With the adult cod gone, there's nothing left to suppress the other fish. Eventually the medium sized fish might completely wipe out the juvenile cod," says Carpenter. "Then the cod are in serious trouble because then there are no juveniles in the pipeline and the adults are being fished as well."
"There's a direct mathematical connection between crucial slowdown and increased variability it's an indicator that a bifurcation point might be coming," says Carpenter.
One problem is that finding these signals in complex systems like climate or finances requires a lot of data over a fairly long time, and that requires not only the resources to do the monitoring but also enough time before a catastrophic shift hits.
"The problem is that you may well have crossed the threshold before you've been able to pick up that change," says Walker.
While their work will be useful, "the indicators are worthless unless somebody's paying attention," says Carpenter. "You actually need to be monitoring the system in order to be able to see that a change is near."
But unfortunately financial cutbacks worldwide mean many monitoring systems are being abandoned. Carpenter cites the deterioration of the United State's Earth observation satellites.

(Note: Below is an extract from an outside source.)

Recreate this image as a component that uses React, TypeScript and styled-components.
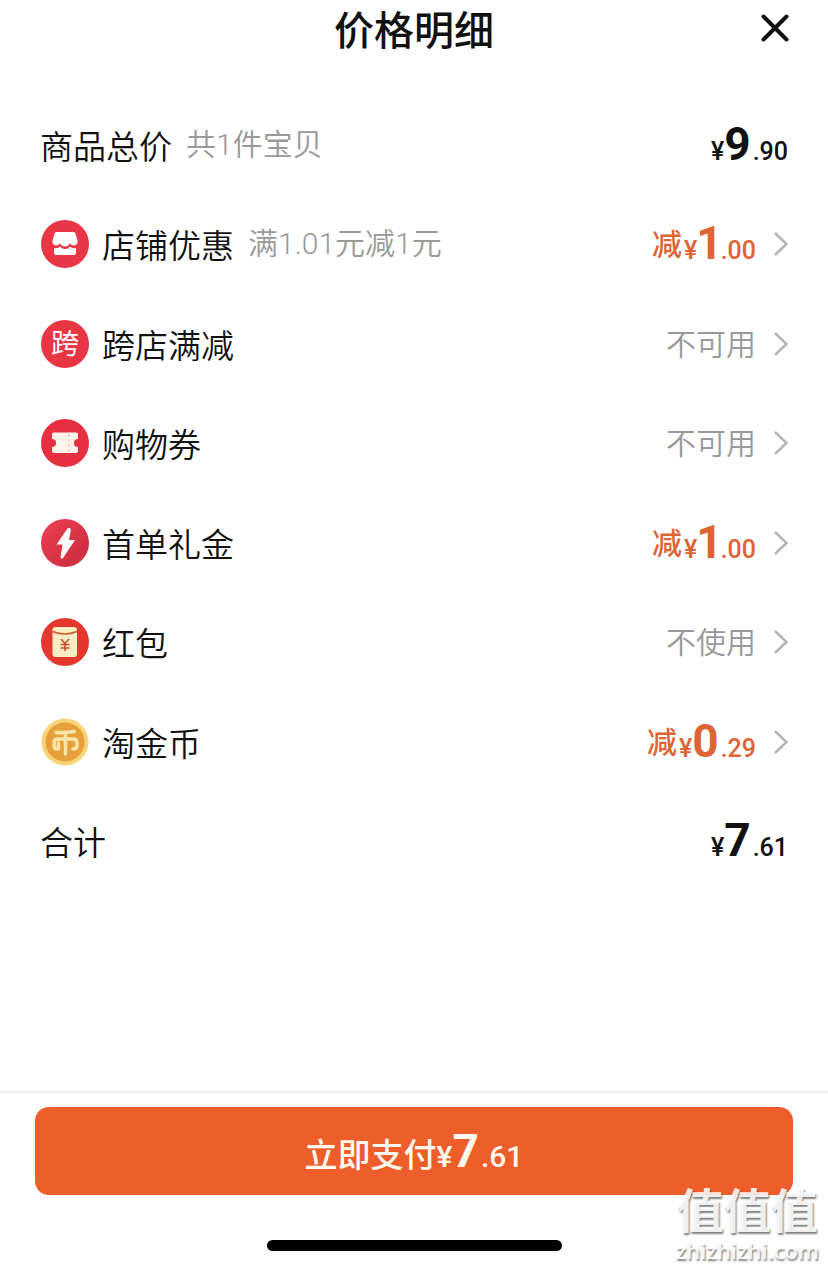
import React from "react";
import styled, { createGlobalStyle } from "styled-components";

const GlobalStyle = createGlobalStyle`
  * { box-sizing: border-box; }
  body {
    margin: 0;
    background: #fff;
    color: #111;
    font-family: "Noto Sans CJK SC", "Liberation Sans", sans-serif;
  }
  button {
    font: inherit;
    color: inherit;
    border: 0;
    padding: 0;
    background: none;
    cursor: pointer;
  }
`;

const Page = styled.div`
  position: relative;
  min-height: 100vh;
  display: flex;
  flex-direction: column;
`;

const Header = styled.header`
  display: grid;
  grid-template-columns: 1fr auto 1fr;
  align-items: center;
  height: 56px;
  padding: 0 36px;
`;

const Title = styled.h1`
  grid-column: 2;
  margin: 0;
  font-size: 40px;
  line-height: 56px;
  font-weight: 500;
`;

const CloseButton = styled.button`
  justify-self: end;
  display: flex;
`;

const List = styled.ul`
  list-style: none;
  margin: 39px 0 0;
  padding: 0 40px;
  display: grid;
  grid-auto-rows: 1fr;
  min-height: 796px;
`;

const Item = styled.li`
  display: flex;
`;

const Line = styled.div`
  flex: 1;
  display: flex;
  align-items: center;
  text-align: left;
`;

const Badge = styled.span`
  display: flex;
  flex: none;
  margin-right: 12px;
`;

const Label = styled.span`
  font-size: 33px;
  line-height: 48px;
  font-weight: 350;
`;

const Note = styled.span`
  margin-left: 14px;
  font-family: Roboto, "Noto Sans CJK SC", sans-serif;
  font-size: 30px;
  line-height: 48px;
  font-weight: 350;
  color: #999;
`;

const Value = styled.span<{ $tone?: "muted" | "accent" }>`
  display: flex;
  align-items: center;
  gap: 2px;
  margin-left: auto;
  font-size: 30px;
  line-height: 48px;
  font-weight: ${(p) => (p.$tone === "muted" ? 350 : 500)};
  color: ${(p) =>
    p.$tone === "muted" ? "#999" : p.$tone === "accent" ? "#dd6434" : "#111"};
`;

const ValueText = styled.span`
  padding-bottom: 4px;
`;

const Chevron = styled.span`
  display: flex;
  margin-left: 14px;
`;

const Money = styled.span`
  padding-top: 6px;
  font-family: Roboto, "Noto Sans CJK SC", sans-serif;
  font-size: 25px;
  font-weight: 500;
  white-space: nowrap;
`;

const Whole = styled.span<{ $narrow?: boolean }>`
  margin: ${(p) => (p.$narrow ? "0 -2px 0 -1px" : "0 2px 0 0")};
  font-size: 46px;
  line-height: 48px;
  font-weight: 700;
`;

const Footer = styled.footer`
  margin-top: auto;
  padding: 14px 35px 17px;
  border-top: 2px solid #ededed;
  display: flex;
  flex-direction: column;
  align-items: center;
`;

const PayButton = styled.button`
  && {
    width: 100%;
    height: 88px;
    padding-top: 6px;
    border-radius: 14px;
    background: #ed5e2b;
    color: #fffaf0;
    font-size: 33px;
    font-weight: 500;
    line-height: 48px;
  }
`;

const PayMoney = styled(Money)`
  font-size: 30px;
`;

const HomeBar = styled.div`
  margin-top: 45px;
  width: 295px;
  height: 11px;
  border-radius: 6px;
  background: #000;
`;

const Watermark = styled.div`
  position: absolute;
  right: 9px;
  bottom: 4px;
  display: flex;
  flex-direction: column;
  align-items: center;
  pointer-events: none;
  color: rgba(255, 255, 255, 0.9);
  text-shadow: 1px 2px 2px rgba(0, 0, 0, 0.5);
`;

const WatermarkName = styled.span`
  padding-bottom: 2px;
  font-size: 47px;
  line-height: 52px;
  font-weight: 700;
`;

const WatermarkSite = styled.span`
  font-family: "Open Sans", sans-serif;
  font-size: 22px;
  line-height: 28px;
  font-weight: 600;
`;

const glyph = { fontFamily: '"Noto Sans CJK SC", sans-serif' };

function Disc({ fill = "#e83645", children }: { fill?: string; children: React.ReactNode }) {
  return (
    <svg width="50" height="50" viewBox="0 0 50 50" aria-hidden="true">
      <circle cx="25" cy="25" r="24" fill={fill} />
      {children}
    </svg>
  );
}

const ShopIcon = () => (
  <Disc>
    <path
      d="M16.500 13H33.500Q35 13 35.500 14.500L37.500 21.500Q38 26 34 26.500Q31.500 26.500 30 24.500Q28 27.500 25 27.500Q22 27.500 20 24.500Q18.500 26.500 16 26.500Q12 26 12.500 21.500L14.500 14.500Q15 13 16.500 13Z"
      fill="#fff"
    />
    <path
      d="M14 29Q17.500 30 20 27.500Q22 30 25 30Q28 30 30 27.500Q32.500 30 36 29V34Q36 36 34 36H16Q14 36 14 34Z"
      fill="#fff"
    />
  </Disc>
);

const CrossIcon = () => (
  <Disc>
    <text x="25" y="35" fontSize="28" textAnchor="middle" fill="#fff" {...glyph}>跨</text>
  </Disc>
);

const TicketIcon = () => (
  <Disc fill="#e62f40">
    <path
      d="M14 14.500H36Q38 14.500 38 16.500V21A4 4 0 0 0 38 29V33Q38 35 36 35H14Q12 35 12 33V29A4 4 0 0 0 12 21V16.500Q12 14.500 14 14.500Z"
      fill="#fff4ea"
    />
    <path d="M29 16V34" stroke="#f6cdbd" strokeWidth="1.500" strokeDasharray="3 2" />
  </Disc>
);

const BoltIcon = () => (
  <Disc fill="url(#bolt-disc)">
    <defs>
      <linearGradient id="bolt-disc" x1="0" y1="0" x2="1" y2="1">
        <stop offset="0" stopColor="#ec3f52" />
        <stop offset="1" stopColor="#c92c3d" />
      </linearGradient>
    </defs>
    <path
      d="M27.500 10.500L16.500 26.500H22.500L20.500 39.500Q21 41.500 23 40L35 22H29L31 11.500Q30 9 27.500 10.500Z"
      fill="#fff"
    />
  </Disc>
);

const EnvelopeIcon = () => (
  <Disc fill="#e4372d">
    <rect x="12.500" y="10" width="24.500" height="30" rx="3" fill="#fdecc4" />
    <path d="M12.500 14.500Q24.500 19.500 37 14.500" fill="none" stroke="#c9582f" strokeWidth="1.500" />
    <path d="M21 22L25 26.500L29 22M25 26.500V34M20.500 27.500H29.500M20.500 31H29.500" fill="none" stroke="#c4502f" strokeWidth="1.700" />
  </Disc>
);

const CoinIcon = () => (
  <svg width="50" height="50" viewBox="0 0 50 50" aria-hidden="true">
    <circle cx="25" cy="25" r="23.500" fill="#f7d478" />
    <circle cx="25" cy="25" r="19.500" fill="#e6a03a" />
    <path
      d="M16 15.500Q25 16 34.500 14.500M25.500 16V37M17.500 32Q14 32 14 28.500V26Q14 22 18 22H33Q37 22 37 26V28.500Q37 32 33 32M18.500 26V32"
      fill="none"
      stroke="#fbe6a8"
      strokeWidth="3.500"
      strokeLinecap="round"
      strokeLinejoin="round"
    />
  </svg>
);

function Price({ whole, cents }: { whole: string; cents: string }) {
  return (
    <Money>
      ¥<Whole $narrow={whole === "1"}>{whole}</Whole>.{cents}
    </Money>
  );
}

type Row = {
  label: string;
  icon: () => React.ReactElement;
  note?: string;
  status?: string;
  off?: [string, string];
};

const rows: Row[] = [
  { label: "店铺优惠", icon: ShopIcon, note: "满1.01元减1元", off: ["1", "00"] },
  { label: "跨店满减", icon: CrossIcon, status: "不可用" },
  { label: "购物券", icon: TicketIcon, status: "不可用" },
  { label: "首单礼金", icon: BoltIcon, off: ["1", "00"] },
  { label: "红包", icon: EnvelopeIcon, status: "不使用" },
  { label: "淘金币", icon: CoinIcon, off: ["0", "29"] },
];

export default function App() {
  return (
    <>
      <GlobalStyle />
      <Page>
        <Header>
          <Title>价格明细</Title>
          <CloseButton type="button" aria-label="关闭">
            <svg width="34" height="34" viewBox="0 0 34 34" aria-hidden="true">
              <path d="M5.500 5.500L28.500 28.500M28.500 5.500L5.500 28.500" stroke="#111" strokeWidth="4" strokeLinecap="round" />
            </svg>
          </CloseButton>
        </Header>

        <List>
          <Item>
            <Line>
              <Label>商品总价</Label>
              <Note>共1件宝贝</Note>
              <Value>
                <Price whole="9" cents="90" />
              </Value>
            </Line>
          </Item>
          {rows.map(({ label, icon: Icon, note, status, off }) => (
            <Item key={label}>
              <Line as="button">
                <Badge>
                  <Icon />
                </Badge>
                <Label>{label}</Label>
                {note && <Note>{note}</Note>}
                <Value $tone={off ? "accent" : "muted"}>
                  <ValueText>{status ?? "减"}</ValueText>
                  {off && <Price whole={off[0]} cents={off[1]} />}
                </Value>
                <Chevron>
                  <svg width="18" height="26" viewBox="0 0 18 26" aria-hidden="true">
                    <path d="M5 2L16.500 13L5 24" fill="none" stroke="#b4b4b4" strokeWidth="2.500" />
                  </svg>
                </Chevron>
              </Line>
            </Item>
          ))}
          <Item>
            <Line>
              <Label>合计</Label>
              <Value>
                <Price whole="7" cents="61" />
              </Value>
            </Line>
          </Item>
        </List>

        <Footer>
          <PayButton type="button">
            立即支付
            <PayMoney>
              ¥<Whole>7</Whole>.61
            </PayMoney>
          </PayButton>
          <HomeBar />
        </Footer>

        <Watermark>
          <WatermarkName>值值值</WatermarkName>
          <WatermarkSite>zhizhizhi.com</WatermarkSite>
        </Watermark>
      </Page>
    </>
  );
}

"It's really one of the tragic ones," he says. "Fifteen years ago the U.S. had a system of Earth observing satellites that was the envy of the world. Now, we still have some, but it's deteriorating."
Finally, even if the data are there to find the patterns, managers need the capacity to respond quickly when a system is nearing a tipping point.
"They need to be empowered to act, they need the resources to act," says Carpenter. "Once you begin to see these early warning signs, the system is in a very dangerous position, you can't see the signs until it's almost too late. It's sort of an emergency room situation."